**Given request**
Select all lines holding the word "Tailwind" from the entries that follow.

**Dataset records**
○ ○ ○ ○ ○

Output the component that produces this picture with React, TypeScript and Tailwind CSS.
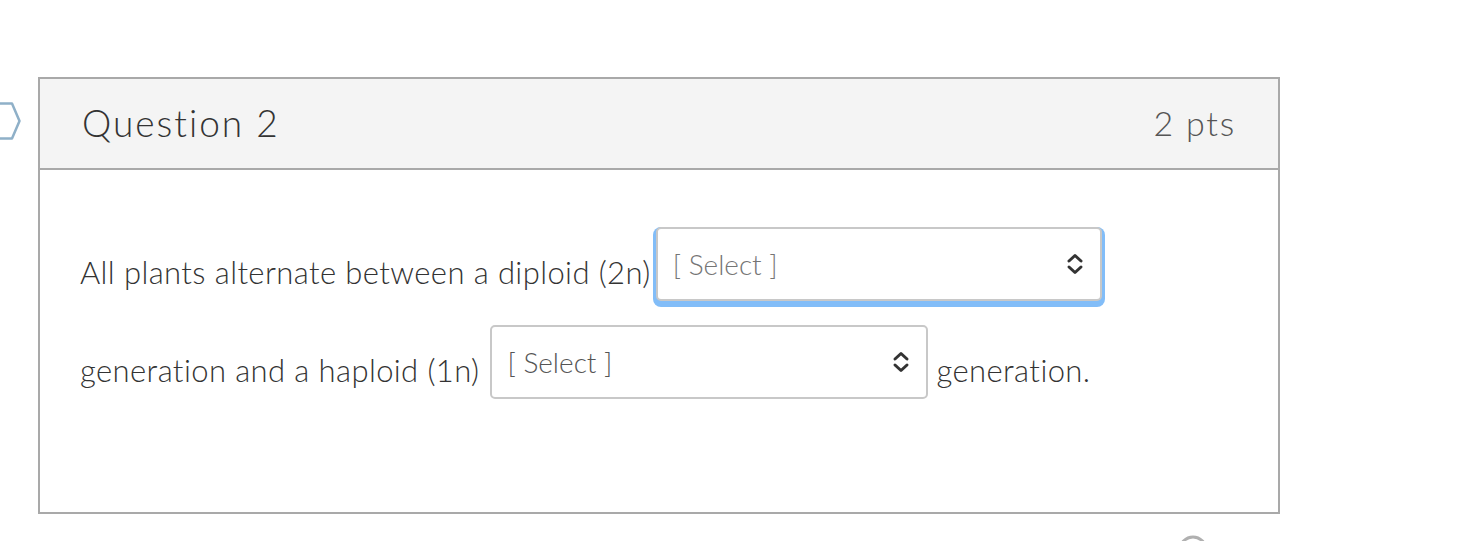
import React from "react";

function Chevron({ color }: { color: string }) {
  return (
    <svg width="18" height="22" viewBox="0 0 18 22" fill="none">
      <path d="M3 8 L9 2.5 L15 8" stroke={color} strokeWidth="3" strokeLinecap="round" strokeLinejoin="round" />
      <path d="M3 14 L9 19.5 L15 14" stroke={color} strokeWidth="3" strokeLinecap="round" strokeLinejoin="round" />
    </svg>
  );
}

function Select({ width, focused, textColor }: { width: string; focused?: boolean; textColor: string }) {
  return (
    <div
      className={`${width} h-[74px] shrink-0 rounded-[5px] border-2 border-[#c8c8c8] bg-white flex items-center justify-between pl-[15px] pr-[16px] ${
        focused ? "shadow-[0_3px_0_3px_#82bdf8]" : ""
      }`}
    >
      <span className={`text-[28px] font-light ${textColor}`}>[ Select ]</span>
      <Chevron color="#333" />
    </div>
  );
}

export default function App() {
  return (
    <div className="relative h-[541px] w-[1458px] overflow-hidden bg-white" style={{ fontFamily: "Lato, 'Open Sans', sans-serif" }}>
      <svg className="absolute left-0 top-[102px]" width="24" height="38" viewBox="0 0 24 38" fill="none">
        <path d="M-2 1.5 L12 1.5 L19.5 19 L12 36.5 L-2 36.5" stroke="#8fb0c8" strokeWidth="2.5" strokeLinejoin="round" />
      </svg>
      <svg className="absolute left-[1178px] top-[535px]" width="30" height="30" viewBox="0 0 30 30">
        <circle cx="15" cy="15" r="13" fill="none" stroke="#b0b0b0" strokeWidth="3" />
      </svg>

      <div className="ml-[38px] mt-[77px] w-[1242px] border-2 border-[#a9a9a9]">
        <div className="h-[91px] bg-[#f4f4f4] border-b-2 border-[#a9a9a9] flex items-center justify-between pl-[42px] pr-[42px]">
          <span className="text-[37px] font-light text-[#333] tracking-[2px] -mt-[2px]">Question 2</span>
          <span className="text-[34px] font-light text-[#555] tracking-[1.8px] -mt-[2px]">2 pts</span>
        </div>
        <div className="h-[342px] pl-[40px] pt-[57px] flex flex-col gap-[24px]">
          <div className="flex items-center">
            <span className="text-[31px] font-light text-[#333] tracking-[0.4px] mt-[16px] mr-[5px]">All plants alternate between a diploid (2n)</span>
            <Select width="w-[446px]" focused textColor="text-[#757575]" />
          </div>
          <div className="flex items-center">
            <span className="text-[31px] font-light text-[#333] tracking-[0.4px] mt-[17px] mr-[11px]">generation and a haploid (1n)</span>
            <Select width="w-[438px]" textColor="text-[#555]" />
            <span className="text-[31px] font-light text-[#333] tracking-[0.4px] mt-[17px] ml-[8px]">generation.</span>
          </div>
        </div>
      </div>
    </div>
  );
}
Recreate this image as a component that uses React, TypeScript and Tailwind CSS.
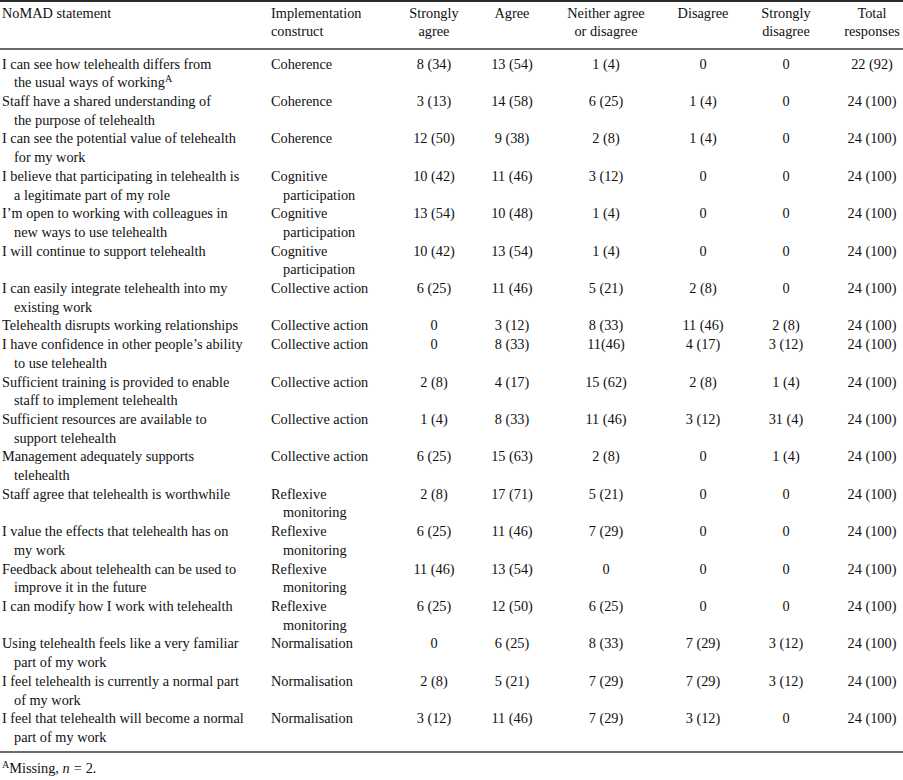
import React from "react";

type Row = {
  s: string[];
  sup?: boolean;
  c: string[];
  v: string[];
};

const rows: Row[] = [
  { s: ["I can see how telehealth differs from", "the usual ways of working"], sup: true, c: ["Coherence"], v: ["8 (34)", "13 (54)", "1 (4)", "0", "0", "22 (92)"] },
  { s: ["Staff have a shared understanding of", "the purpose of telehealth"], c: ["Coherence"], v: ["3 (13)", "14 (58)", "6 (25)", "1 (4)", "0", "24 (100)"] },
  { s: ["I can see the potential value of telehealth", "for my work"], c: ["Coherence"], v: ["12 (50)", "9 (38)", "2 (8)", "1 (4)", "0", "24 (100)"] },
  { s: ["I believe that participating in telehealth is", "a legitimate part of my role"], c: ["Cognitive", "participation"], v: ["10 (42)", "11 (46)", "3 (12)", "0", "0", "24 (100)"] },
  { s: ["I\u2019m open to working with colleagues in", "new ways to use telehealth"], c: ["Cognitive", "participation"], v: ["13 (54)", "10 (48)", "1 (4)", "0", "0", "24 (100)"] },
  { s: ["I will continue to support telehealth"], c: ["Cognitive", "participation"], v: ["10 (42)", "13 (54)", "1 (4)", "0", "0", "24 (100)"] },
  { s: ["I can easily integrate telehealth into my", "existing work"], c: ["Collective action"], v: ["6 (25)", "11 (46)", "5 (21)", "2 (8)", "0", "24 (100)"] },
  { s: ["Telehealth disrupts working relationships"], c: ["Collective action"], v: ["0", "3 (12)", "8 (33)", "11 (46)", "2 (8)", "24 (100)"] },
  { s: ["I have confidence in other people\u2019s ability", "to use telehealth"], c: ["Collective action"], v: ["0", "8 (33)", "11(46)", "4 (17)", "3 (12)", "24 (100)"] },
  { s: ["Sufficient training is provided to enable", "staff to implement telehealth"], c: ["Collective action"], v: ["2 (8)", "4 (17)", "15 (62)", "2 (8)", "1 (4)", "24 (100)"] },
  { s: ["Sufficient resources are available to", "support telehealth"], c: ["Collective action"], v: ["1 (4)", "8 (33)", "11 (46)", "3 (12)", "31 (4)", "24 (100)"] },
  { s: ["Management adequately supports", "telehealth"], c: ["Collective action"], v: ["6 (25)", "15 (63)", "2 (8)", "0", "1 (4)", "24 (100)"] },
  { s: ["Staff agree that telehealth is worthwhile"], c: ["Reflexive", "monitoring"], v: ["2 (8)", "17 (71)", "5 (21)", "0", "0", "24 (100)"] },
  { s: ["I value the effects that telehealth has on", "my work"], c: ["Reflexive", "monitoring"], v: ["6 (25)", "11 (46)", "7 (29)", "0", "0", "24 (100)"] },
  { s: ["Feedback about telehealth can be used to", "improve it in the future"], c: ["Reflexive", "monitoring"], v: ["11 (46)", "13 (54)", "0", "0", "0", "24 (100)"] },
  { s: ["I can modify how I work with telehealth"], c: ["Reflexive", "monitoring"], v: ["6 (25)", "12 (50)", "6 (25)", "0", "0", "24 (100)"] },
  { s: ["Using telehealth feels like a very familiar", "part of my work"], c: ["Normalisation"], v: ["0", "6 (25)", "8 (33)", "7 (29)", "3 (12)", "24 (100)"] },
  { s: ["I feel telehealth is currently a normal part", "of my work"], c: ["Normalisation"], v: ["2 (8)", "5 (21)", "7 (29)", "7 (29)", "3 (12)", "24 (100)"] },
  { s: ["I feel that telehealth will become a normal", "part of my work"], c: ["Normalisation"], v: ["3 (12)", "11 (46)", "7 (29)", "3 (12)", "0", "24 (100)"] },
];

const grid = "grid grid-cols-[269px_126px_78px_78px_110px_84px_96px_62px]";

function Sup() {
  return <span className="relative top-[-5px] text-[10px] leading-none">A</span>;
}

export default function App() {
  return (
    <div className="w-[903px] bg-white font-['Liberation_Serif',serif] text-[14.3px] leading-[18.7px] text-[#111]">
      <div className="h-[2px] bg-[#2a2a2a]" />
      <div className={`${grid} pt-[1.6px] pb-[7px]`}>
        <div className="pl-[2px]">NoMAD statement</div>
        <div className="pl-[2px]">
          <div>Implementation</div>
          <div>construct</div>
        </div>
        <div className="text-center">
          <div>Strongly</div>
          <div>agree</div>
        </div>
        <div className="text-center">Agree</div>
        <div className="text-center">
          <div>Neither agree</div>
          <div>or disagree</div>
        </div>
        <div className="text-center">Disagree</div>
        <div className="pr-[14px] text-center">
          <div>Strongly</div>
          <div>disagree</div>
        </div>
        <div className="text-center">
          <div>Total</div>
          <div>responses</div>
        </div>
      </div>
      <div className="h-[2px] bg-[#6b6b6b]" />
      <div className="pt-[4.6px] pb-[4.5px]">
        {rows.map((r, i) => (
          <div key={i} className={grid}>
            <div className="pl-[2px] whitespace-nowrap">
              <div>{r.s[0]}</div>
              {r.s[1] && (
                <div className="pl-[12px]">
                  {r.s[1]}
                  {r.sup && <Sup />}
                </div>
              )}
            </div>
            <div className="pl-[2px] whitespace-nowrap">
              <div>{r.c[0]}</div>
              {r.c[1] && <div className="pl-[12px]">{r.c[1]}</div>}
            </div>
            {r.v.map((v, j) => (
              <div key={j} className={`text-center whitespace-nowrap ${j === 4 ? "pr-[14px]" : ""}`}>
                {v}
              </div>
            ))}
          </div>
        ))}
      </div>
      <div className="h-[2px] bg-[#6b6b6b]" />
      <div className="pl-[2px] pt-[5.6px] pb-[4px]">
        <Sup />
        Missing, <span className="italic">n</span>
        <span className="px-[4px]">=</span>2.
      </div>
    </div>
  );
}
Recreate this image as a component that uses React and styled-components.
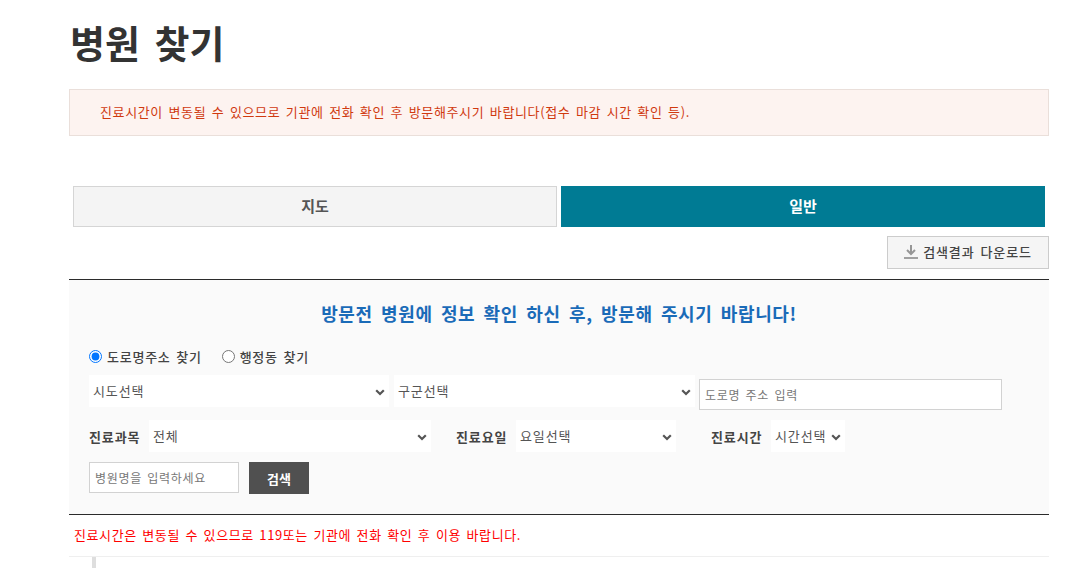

○ ○ ○ ○ ○

**Result of this exercise**
Output the component that produces this picture with React, TypeScript and Tailwind CSS.
Recreate this image as a component that uses React, TypeScript and Tailwind CSS.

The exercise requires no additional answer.